Дни и ночи Иоанна часто шумели весельем, но сон его был возмущаем грозными видениями. Долго иногда он не мог сомкнуть глаз; ночью три слепца рассказывали ему сказки, а утром он отправлялся на охоту с опричниками; тогда целый день раздавались в лесу стук топоров и перекличка охотников, гонявших диких зверей на поляну, заграждённую срубленными деревьями. Отважные ловцы боялись не лютости зверей, а несчастия — прогневить Иоанна. Некоторые из них были предостерегаемы собственными своими прозваниями, данными им взамен родовых имён. Призадумались Неустрой, Замятия; зато смело ожидали случая показать себя Гуляй и Будила и шутили с товарищами, толкуя, кому какое достанется прозвище. Отставшему от других быть Одинцом, не попавшему рогатиной в зверя слыть Неудачей! Но ещё счастлив был тот, для кого неудача оканчивалась прозвищем; иной платил жизнью за пса, измятого медведем. Лай гончих, рёв медведей, терзаемых копьями, крики охотников доставляли развлечение Иоанну, по крайней мере заглушали на время внутренние муки его.

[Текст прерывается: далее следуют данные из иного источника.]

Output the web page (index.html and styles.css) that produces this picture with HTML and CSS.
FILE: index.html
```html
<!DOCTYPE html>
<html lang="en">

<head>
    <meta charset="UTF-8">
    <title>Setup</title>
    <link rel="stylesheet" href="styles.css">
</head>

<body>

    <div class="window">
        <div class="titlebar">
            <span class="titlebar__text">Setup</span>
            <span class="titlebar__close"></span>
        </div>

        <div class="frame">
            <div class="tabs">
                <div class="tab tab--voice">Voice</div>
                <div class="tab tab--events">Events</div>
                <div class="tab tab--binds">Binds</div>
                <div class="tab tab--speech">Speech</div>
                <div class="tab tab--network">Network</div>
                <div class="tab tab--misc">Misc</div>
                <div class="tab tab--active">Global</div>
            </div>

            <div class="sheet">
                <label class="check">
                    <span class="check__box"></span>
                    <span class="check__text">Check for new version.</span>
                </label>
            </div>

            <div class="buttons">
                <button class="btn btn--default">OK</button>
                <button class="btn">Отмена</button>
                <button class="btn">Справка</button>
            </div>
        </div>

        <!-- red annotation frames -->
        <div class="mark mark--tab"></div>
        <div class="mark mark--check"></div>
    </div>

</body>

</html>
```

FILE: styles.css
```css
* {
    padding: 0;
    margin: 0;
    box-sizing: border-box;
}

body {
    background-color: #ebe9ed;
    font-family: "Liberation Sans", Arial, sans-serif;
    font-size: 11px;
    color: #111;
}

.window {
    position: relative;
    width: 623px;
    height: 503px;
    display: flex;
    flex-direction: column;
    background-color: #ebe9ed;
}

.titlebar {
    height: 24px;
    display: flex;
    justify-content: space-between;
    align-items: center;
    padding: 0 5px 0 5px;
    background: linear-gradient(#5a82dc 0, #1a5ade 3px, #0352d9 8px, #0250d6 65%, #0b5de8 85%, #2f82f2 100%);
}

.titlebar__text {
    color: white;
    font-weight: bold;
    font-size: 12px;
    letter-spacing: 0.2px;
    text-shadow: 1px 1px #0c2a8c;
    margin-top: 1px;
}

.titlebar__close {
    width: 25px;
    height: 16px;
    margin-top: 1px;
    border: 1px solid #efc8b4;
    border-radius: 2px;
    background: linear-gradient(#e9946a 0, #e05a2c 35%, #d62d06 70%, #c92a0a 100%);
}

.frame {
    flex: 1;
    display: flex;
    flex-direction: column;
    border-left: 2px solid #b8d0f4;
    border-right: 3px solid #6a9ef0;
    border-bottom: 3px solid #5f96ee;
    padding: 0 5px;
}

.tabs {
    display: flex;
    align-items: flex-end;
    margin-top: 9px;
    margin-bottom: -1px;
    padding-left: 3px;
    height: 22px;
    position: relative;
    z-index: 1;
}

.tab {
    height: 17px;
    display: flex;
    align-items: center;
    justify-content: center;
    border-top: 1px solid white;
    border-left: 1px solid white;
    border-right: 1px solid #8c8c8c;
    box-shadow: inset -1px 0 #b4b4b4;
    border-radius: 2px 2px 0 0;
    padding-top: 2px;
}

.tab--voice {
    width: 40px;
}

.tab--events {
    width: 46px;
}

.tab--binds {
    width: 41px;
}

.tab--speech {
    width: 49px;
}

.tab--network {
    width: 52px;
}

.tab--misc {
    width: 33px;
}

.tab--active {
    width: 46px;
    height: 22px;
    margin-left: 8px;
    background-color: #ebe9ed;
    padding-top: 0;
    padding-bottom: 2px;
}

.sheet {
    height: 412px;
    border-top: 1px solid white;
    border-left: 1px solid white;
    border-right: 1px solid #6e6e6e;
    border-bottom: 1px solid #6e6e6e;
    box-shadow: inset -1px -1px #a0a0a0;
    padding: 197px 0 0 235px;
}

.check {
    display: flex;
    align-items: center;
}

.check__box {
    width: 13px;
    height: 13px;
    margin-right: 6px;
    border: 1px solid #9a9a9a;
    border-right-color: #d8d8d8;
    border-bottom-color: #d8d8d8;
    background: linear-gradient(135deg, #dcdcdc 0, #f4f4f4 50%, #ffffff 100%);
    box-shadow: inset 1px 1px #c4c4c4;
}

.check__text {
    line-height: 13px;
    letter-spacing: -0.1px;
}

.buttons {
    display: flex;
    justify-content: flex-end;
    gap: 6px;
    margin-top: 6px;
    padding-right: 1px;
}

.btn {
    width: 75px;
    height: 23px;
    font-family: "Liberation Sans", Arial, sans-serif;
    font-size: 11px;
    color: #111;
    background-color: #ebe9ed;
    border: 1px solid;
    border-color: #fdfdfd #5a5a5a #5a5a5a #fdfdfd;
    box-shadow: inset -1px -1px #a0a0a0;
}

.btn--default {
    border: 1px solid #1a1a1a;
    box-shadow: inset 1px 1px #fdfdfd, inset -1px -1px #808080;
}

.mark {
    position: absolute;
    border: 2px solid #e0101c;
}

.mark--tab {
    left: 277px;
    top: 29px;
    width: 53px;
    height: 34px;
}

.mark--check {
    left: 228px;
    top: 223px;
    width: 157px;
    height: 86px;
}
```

В один вечер, утомясь охотой, он отъехал в сторону от ловчих и увидел обширный опустелый дом князя Владимира Андреевича. Ветер нагонял тучи. Иоанн, желая отдохнуть и укрыться от ненастья, взошёл на крыльцо, поросшее мхом; рынды следовали за ним.
— Прочь от меня! — крикнул он сопровождающим его. — Прочь, я хочу один отдохнуть здесь.

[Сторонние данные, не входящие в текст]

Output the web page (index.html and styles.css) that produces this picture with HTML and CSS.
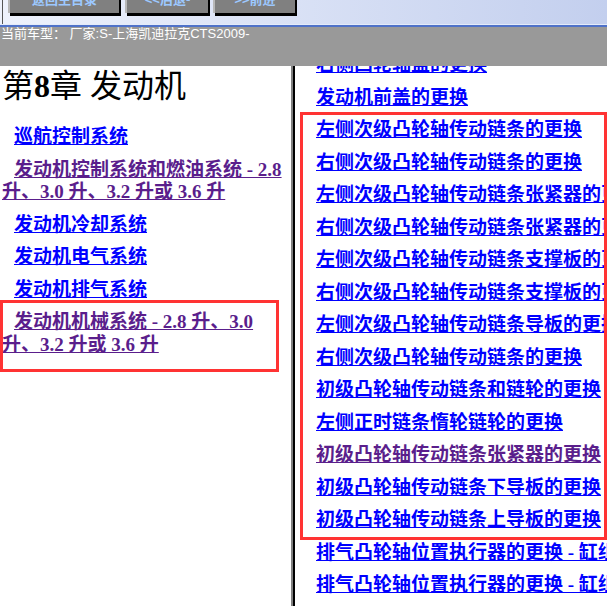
FILE: index.html
```html
<!DOCTYPE html>
<html lang="zh-CN">
<head>
  <meta charset="utf-8" />
  <title>第8章 发动机</title>
  <link rel="stylesheet" href="styles.css">
</head>
<body>
  <div class="topbar">
    <div class="tb-edge"></div>
    <button class="nav-btn btn-home">返回主目录</button>
    <button class="nav-btn btn-back">&lt;&lt;后退-</button>
    <button class="nav-btn btn-fwd">&gt;&gt;前进</button>
  </div>
  <div class="tb-rule"></div>
  <div class="carbar">当前车型： 厂家:S-上海凯迪拉克CTS2009-</div>

  <div class="frames">
    <div class="toc">
      <h1>第<b>8</b>章 发动机</h1>
      <p><a href="#">巡航控制系统</a></p>
      <p><a href="#" class="visited">发动机控制系统和燃油系统 - 2.8 升、3.0 升、3.2 升或 3.6 升</a></p>
      <p><a href="#">发动机冷却系统</a></p>
      <p><a href="#">发动机电气系统</a></p>
      <p><a href="#">发动机排气系统</a></p>
      <p><a href="#" class="visited">发动机机械系统 - 2.8 升、3.0 升、3.2 升或 3.6 升</a></p>
    </div>
    <div class="divider"></div>
    <div class="pages">
      <div class="page-list">
        <p><a href="#">右侧凸轮轴盖的更换</a></p>
        <p><a href="#">发动机前盖的更换</a></p>
        <p><a href="#">左侧次级凸轮轴传动链条的更换</a></p>
        <p><a href="#">右侧次级凸轮轴传动链条的更换</a></p>
        <p><a href="#">左侧次级凸轮轴传动链条张紧器的更换</a></p>
        <p><a href="#">右侧次级凸轮轴传动链条张紧器的更换</a></p>
        <p><a href="#">左侧次级凸轮轴传动链条支撑板的更换</a></p>
        <p><a href="#">右侧次级凸轮轴传动链条支撑板的更换</a></p>
        <p><a href="#">左侧次级凸轮轴传动链条导板的更换</a></p>
        <p><a href="#">右侧次级凸轮轴传动链条的更换</a></p>
        <p><a href="#">初级凸轮轴传动链条和链轮的更换</a></p>
        <p><a href="#">左侧正时链条惰轮链轮的更换</a></p>
        <p><a href="#" class="visited">初级凸轮轴传动链条张紧器的更换</a></p>
        <p><a href="#">初级凸轮轴传动链条下导板的更换</a></p>
        <p><a href="#">初级凸轮轴传动链条上导板的更换</a></p>
        <p><a href="#">排气凸轮轴位置执行器的更换 - 缸组 1</a></p>
        <p><a href="#">排气凸轮轴位置执行器的更换 - 缸组 2</a></p>
      </div>
    </div>
  </div>

  <!-- 标注框 -->
  <div class="mark mark-left"></div>
  <div class="mark mark-right"></div>
</body>
</html>
```

FILE: styles.css
```css
/* — 基本 — */
html, body { margin: 0; padding: 0; }
body {
  position: relative;
  width: 607px; height: 606px; overflow: hidden;
  background: #fff;
  font-family: "Liberation Serif", "Noto Sans CJK SC", serif;
}

/* — 顶部导航 — */
.topbar {
  display: flex; align-items: flex-start;
  height: 24px; overflow: hidden;
  background: linear-gradient(to right, #eef2fc, #c3cfee);
}
.tb-edge { width: 1px; height: 24px; margin-left: 2px; background: #555; }
.nav-btn {
  height: 26px; margin-top: -13px; padding: 0;
  border: none; border-left: 2px solid #b8b8b8;
  background: #808080; color: #9cc8ff;
  font: bold 13px/24px "Liberation Sans", "Noto Sans CJK SC", sans-serif;
  box-shadow: 2px 3px 0 #000;
}
.btn-home { width: 111px; margin-left: 5px; }
.btn-back { width: 83px; margin-left: 6px; }
.btn-fwd  { width: 82px; margin-left: 5px; }

.tb-rule {
  height: 1px; background: #e4ebf9;
  border-bottom: 2px solid #4f72c9;
}
.carbar {
  height: 39px; padding-left: 1px;
  background: #999; color: #fff;
  font: 13px/14px "Liberation Sans", "Noto Sans CJK SC", sans-serif;
}

/* — 框架 — */
.frames { display: flex; height: 540px; }
.toc { width: 289px; padding: 2px 0 0 2px; }
.toc h1 {
  margin: 0 0 22px;
  font-size: 32px; font-weight: normal; line-height: 36px;
}
.toc p { text-indent: 12px; }

p {
  margin: 0 0 9.8px;
  font-size: 19px; font-weight: bold; line-height: 22.7px;
}
a { color: #00f; }
a.visited { color: #5a1e8c; }

.divider {
  width: 2px; background: #000;
  border-left: 2px solid #808080;
}
.pages { flex: 1; overflow: hidden; padding-left: 21px; }
.page-list { margin-top: -12px; white-space: nowrap; }

/* — 红色标注框 — */
.mark { position: absolute; border: 3px solid #f33; box-sizing: border-box; }
.mark-left  { left: 0; top: 300px; width: 279px; height: 72px; }
.mark-right { left: 300px; top: 112px; width: 307px; height: 428px; }
```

Царедворцы отступили. Он пошёл вперёд и остался в опустелом жилище. Бросаясь на ветхий ковёр, ещё покрывающий широкую лавку, он задремал, но вдруг, пробуждённый стуком, очнулся... Не видя никого и слыша только собственный голос, он вдруг показался себе существом посторонним; быстро озираясь вокруг, он переходил из покоя в покой, никого не встречая; двери скрипели на петлях, и ставни створчатых окон колыхались и стучали от ветра. Иоанн смутился, ощущая присутствие чего-то невидимого; ему стало страшно; он затрубил в рог, висевший на золотой цепи поверх его терлика. Рынды и ловчие прибежали на зов. Скоро он возвратился в слободской дворец, но не скоро мог успокоиться. Страшный мир призраков смущал мысли его. Он начал молиться. Но ему казалось, что Божия сила отринула молитву его. Слова его превращались в глухие, невнятные звуки. Беспокойно бросясь на одр и прикрыв рукой глаза, он забылся, но какой-то свет проникал сквозь руку его. Он отдёрнул руку, и ему представились отроки в белых одеждах, стоящие у одра его; всматриваясь, он увидел, что свет луны падал на свитки; успокоив мысли, он снова приник к изголовью. Вдруг почудились ему стоны. Тут он снова встал, но всё было тихо. Тогда закричал он:
— Слепой Парфений, иди ко мне! Меня тревожит бессонница.
Парфений поспешил на призыв, прихрамывая и покашливая. Это был один из трёх слепых, которые по ночам рассказывали царю сказки в Александровской слободе. Парфений был псковитянин. Давно носились слухи, что Иоанн гневен на Псков и Новгород, веря наговорам на преданность их Сигизмунду. Парфений, пользуясь правом рассказчика, желал склонить Грозного на милость, сказать ему несколько слов правды.
Бережно опираясь на костыль, слепец стал поодаль царского одра и спросил:
— Какую, великий государь, повелите рассказывать сказку?
— Какую придумаешь, — сказал Иоанн, — я хочу сна и спокойствия.